Assign multiple possible "strings" to an "if" statement

Hi everyone once again!

I’m dealing with this assigned string to a variable:

if isard == ‘espantar-los’:

I was just wondering if it will be possible to assign more possible string as raw_input() like this:

if isard == ‘espantar-los’ or ‘Espantar-los’:

Thank you so much once again,
Ricard.

Hi @Ricard.

Yes you can.

But you have to do like this:

animal = input(”>”)
If animal == ”cat” or if animal == ”dog”:
    print(”Yes it is an animal!”)

In your example, maybe think about converting whatever you receive into lower or uppercase first. Then you don’t need to check both formatting examples. :wink:

1 Like

Hi @ulfen69, your answer for @Ricard is close, but you have an additional if:

if animal == "cat" or animal == "dog":
    print("Yes it is an animal.")

Additionally, @Ricard this is covered when you get to the logic drills later. You can combine any tests into a string of logic using or and and keywords. I believe that’s the next few exercises in the book.

1 Like

Hello @Ricard

I hope I did not mislead you with my answer.
@gpkesley 's answer was much better for your question.
I did not see the only difference was just a uppercase letter in the second snippet.
I hurried on this one. I’m sorry

1 Like

Thank you so much for helping me. You guys rock!

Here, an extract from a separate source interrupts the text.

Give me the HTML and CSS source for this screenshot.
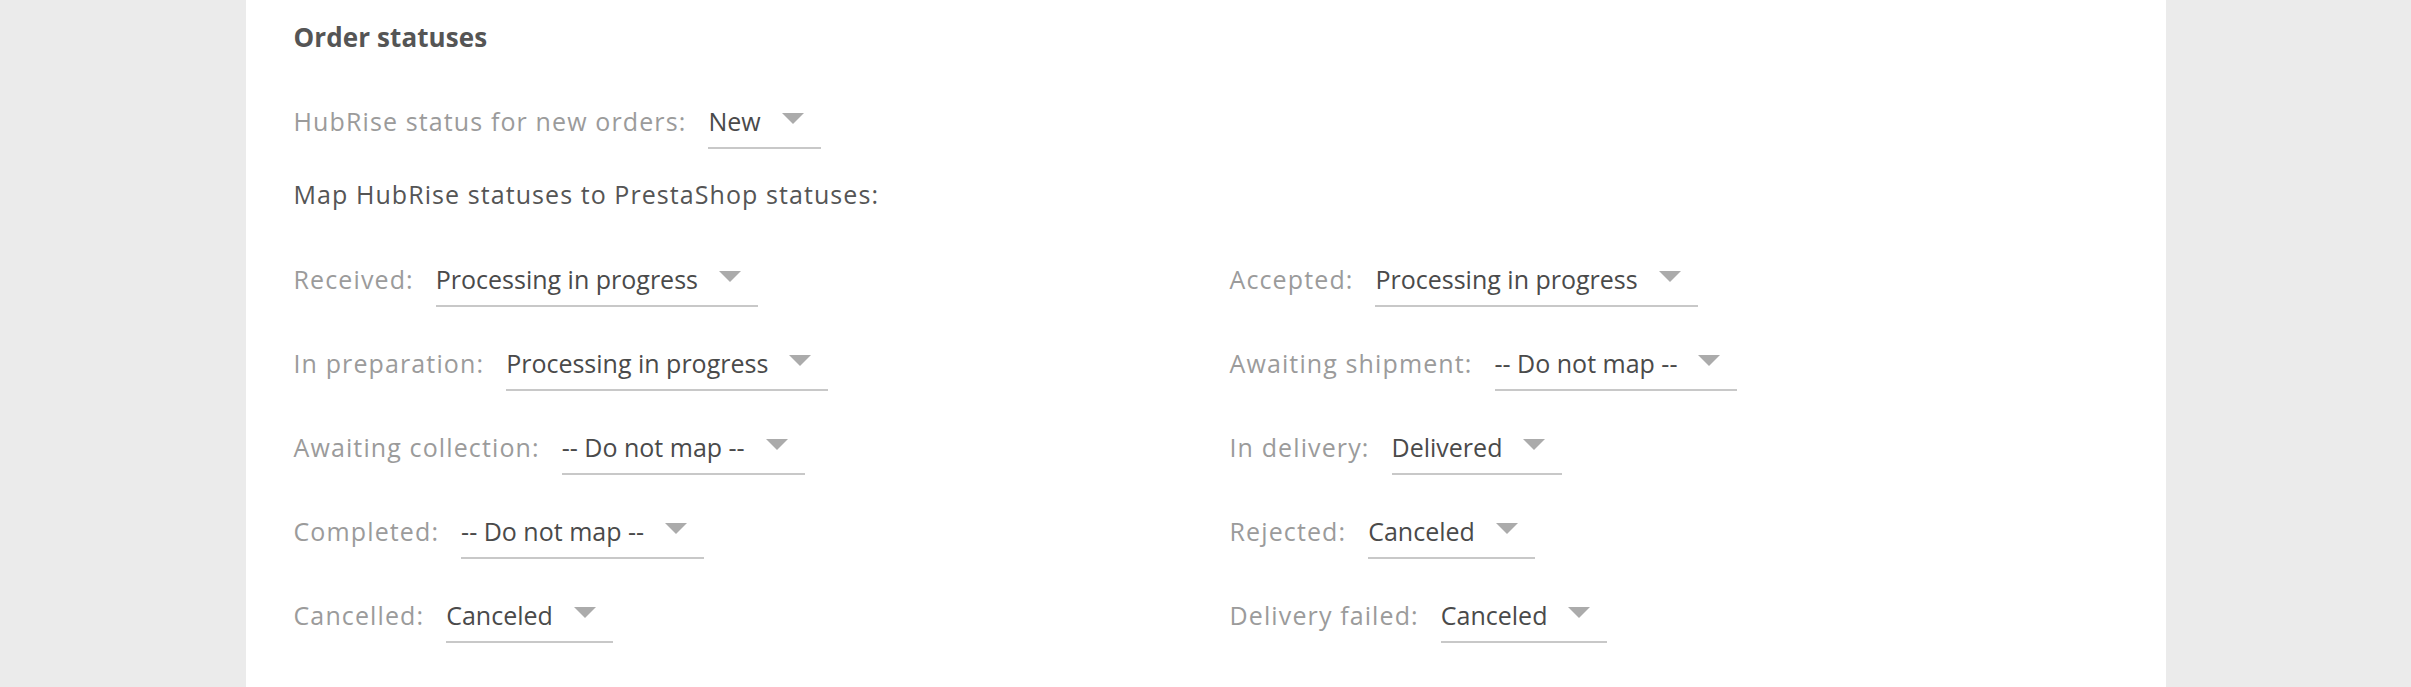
FILE: index.html
```html
<!DOCTYPE html>
<html lang="en">
<head>
<meta charset="utf-8">
<title>Order statuses</title>
<link rel="stylesheet" href="styles.css">
</head>
<body>
<main class="panel">
  <h2 class="heading">Order statuses</h2>

  <div class="field field-new">
    <span class="label">HubRise status for new orders:</span>
    <span class="select"><span class="value">New</span><span class="caret"></span></span>
  </div>

  <p class="intro">Map HubRise statuses to PrestaShop statuses:</p>

  <div class="grid">
    <div class="field">
      <span class="label">Received:</span>
      <span class="select"><span class="value">Processing in progress</span><span class="caret"></span></span>
    </div>
    <div class="field">
      <span class="label">Accepted:</span>
      <span class="select"><span class="value">Processing in progress</span><span class="caret"></span></span>
    </div>
    <div class="field">
      <span class="label">In preparation:</span>
      <span class="select"><span class="value">Processing in progress</span><span class="caret"></span></span>
    </div>
    <div class="field">
      <span class="label">Awaiting shipment:</span>
      <span class="select"><span class="value">-- Do not map --</span><span class="caret"></span></span>
    </div>
    <div class="field">
      <span class="label">Awaiting collection:</span>
      <span class="select"><span class="value">-- Do not map --</span><span class="caret"></span></span>
    </div>
    <div class="field">
      <span class="label">In delivery:</span>
      <span class="select"><span class="value">Delivered</span><span class="caret"></span></span>
    </div>
    <div class="field">
      <span class="label">Completed:</span>
      <span class="select"><span class="value">-- Do not map --</span><span class="caret"></span></span>
    </div>
    <div class="field">
      <span class="label">Rejected:</span>
      <span class="select"><span class="value">Canceled</span><span class="caret"></span></span>
    </div>
    <div class="field">
      <span class="label">Cancelled:</span>
      <span class="select"><span class="value">Canceled</span><span class="caret"></span></span>
    </div>
    <div class="field">
      <span class="label">Delivery failed:</span>
      <span class="select"><span class="value">Canceled</span><span class="caret"></span></span>
    </div>
  </div>
</main>
</body>
</html>
```
FILE: styles.css
```css
* {
  box-sizing: border-box;
}

html, body {
  margin: 0;
  padding: 0;
}

body {
  background: #ebebeb;
  font-family: "Open Sans", "Noto Sans", sans-serif;
  font-size: 25px;
  line-height: 34px;
  color: #555555;
}

.panel {
  width: 1920px;
  min-height: 687px;
  margin: 0 auto;
  background: #ffffff;
  padding: 20px 48px 40px 48px;
}

.heading {
  margin: 0;
  font-size: 26px;
  line-height: 34px;
  font-weight: 700;
  letter-spacing: 0.1px;
  color: #555555;
}

.field {
  display: flex;
  align-items: baseline;
  gap: 22px;
}

.field-new {
  margin-top: 50px;
}

.intro {
  margin: 28px 0 0 0;
  letter-spacing: 1.07px;
  color: #555555;
}

.label {
  color: #9b9b9b;
  letter-spacing: 1.12px;
}

.select {
  display: inline-flex;
  align-items: center;
  padding: 0 17px 9px 0;
  border-bottom: 2px solid #c8c8c8;
  color: #4a4a4a;
  letter-spacing: 0;
}

.caret {
  width: 0;
  height: 0;
  margin-left: 21px;
  margin-top: -6px;
  border-left: 11px solid transparent;
  border-right: 11px solid transparent;
  border-top: 11px solid #ababab;
}

.grid {
  display: grid;
  grid-template-columns: 936px 1fr;
  row-gap: 39px;
  margin-top: 51px;
}
```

I tried what @zedshaw explains and it worked perfectly! I’m looking forward for the next exercises in the book but now I’m trying to make this game (ex.36) a little bit harder that what I thought it would be in the beggining, just to practise more! This takes me time in problems like this things with raw inputs.

By the way @gpkesley, which would be one possible way of do the conversion to lower or uppercase first? I don’t know how to do it. Is there any .lowercase or .uppercase that only works for the first letter (in this case)?

Thank you so much once again, this forum is awesome and the summation of the book and the community is just making me more and more interested in programming.

Ricard.

It’s worth reading up on string methods but .upper() and .lower() are pretty straightforward.

Try something like this:

if isard.lower() == ‘espantar-los’:

That way the input could be ‘eSPanTAr-LOs’ and it would still work.

2 Likes

Thank you Graham! I read the strings methods and I understood your correccion perfectly. That was what I was looking for since the beginning.